L’inchiesta di Altreconomia svela le esportazioni “mascherate” dopo il 7 ottobre: dal nitrato di ammonio al trizio
L’Italia avrebbe esportato verso Israele materiali che, almeno formalmente, risultano destinati a usi civili, ma che in realtà possono essere impiegati anche in ambito militare. Tra questi vi sarebbero sia materiali utili per la produzione di esplosivi, sia componenti legati alla tecnologia nucleare. A rivelarlo è un’inchiesta di Altreconomia, ripresa anche dal Fatto Quotidiano. Si tratta di esportazioni che non sarebbero passate attraverso i normali canali di controllo previsti dalla legge italiana del 1990 (la legge 185), che richiede una supervisione parlamentare per l’esportazione di armamenti e materiale bellico.
Pare infatti che il trucco risieda proprio nella classificazione dei materiali esportati: si tratterebbe ufficialmente di prodotti “a duplice uso”, cioè destinati ad applicazioni civili ma utilizzabili anche a fini militari. In questo modo, le forniture non sarebbero state sottoposte al controllo dell’UAMA, l’autorità che regola le esportazioni di armamenti. La giornalista Elisa Brunelli ha così mostrato come aziende italiane abbiano inviato a Israele ingenti quantità di materiali dopo l’inizio della guerra a Gaza, cioè a partire dal 7 ottobre 2023. Un caso emblematico è quello dei cordoni detonanti: si parla di 140 tonnellate inviate nel 2024, per un valore di oltre due milioni di euro. Addirittura, l’Italia ne avrebbe forniti più degli stessi Stati Uniti. Secondo altre fonti, questi esplosivi verrebbero utilizzati dall’esercito israeliano per distruggere completamente edifici e infrastrutture nella Striscia di Gaza, rendendo la zona praticamente inabitabile.

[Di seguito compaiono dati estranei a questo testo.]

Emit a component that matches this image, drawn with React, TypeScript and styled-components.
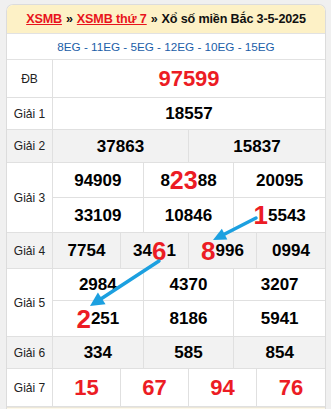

Uno degli aspetti più inquietanti riguarda l’invio di grandi quantità di nitrato di ammonio, un composto chimico che può essere usato sia come fertilizzante agricolo sia come precursore per esplosivi. Anche in questo caso, il materiale sarebbe stato spedito sotto la classificazione di “concime”, evitando così i controlli previsti per i materiali pericolosi.
A rendere il tutto ancora più sospetto è la grave crisi che sta affrontando l’agricoltura israeliana, con ampie aree coltivate drasticamente ridotte, mentre continuano ad aumentare le importazioni di frutta e verdura. È quindi difficile pensare che il nitrato di ammonio fosse realmente destinato all’uso agricolo. Più probabile, invece, che fosse destinato a scopi militari, in un momento in cui Israele era a corto di rifornimenti, anche perché altri Paesi esportatori, come Spagna e Turchia, avevano interrotto le consegne.
Ad ogni modo, la questione non si limita agli esplosivi convenzionali. Sempre secondo Altreconomia, l’Italia avrebbe esportato in modo sistematico verso Israele anche il trizio, un isotopo radioattivo dell’idrogeno utilizzato nella produzione di armi nucleari, in particolare nelle bombe termonucleari. Purtroppo, anche in questo caso il trizio viene classificato come materiale a duplice uso, aggirando così i controlli. I dati indicano un'esportazione dall’Italia nel 2024 pari a circa 288 chilogrammi, per un valore superiore al milione e quattrocentomila euro. E il ritmo delle esportazioni sarebbe ulteriormente aumentato nel 2025, con un incremento del 276% rispetto allo stesso periodo dell’anno precedente.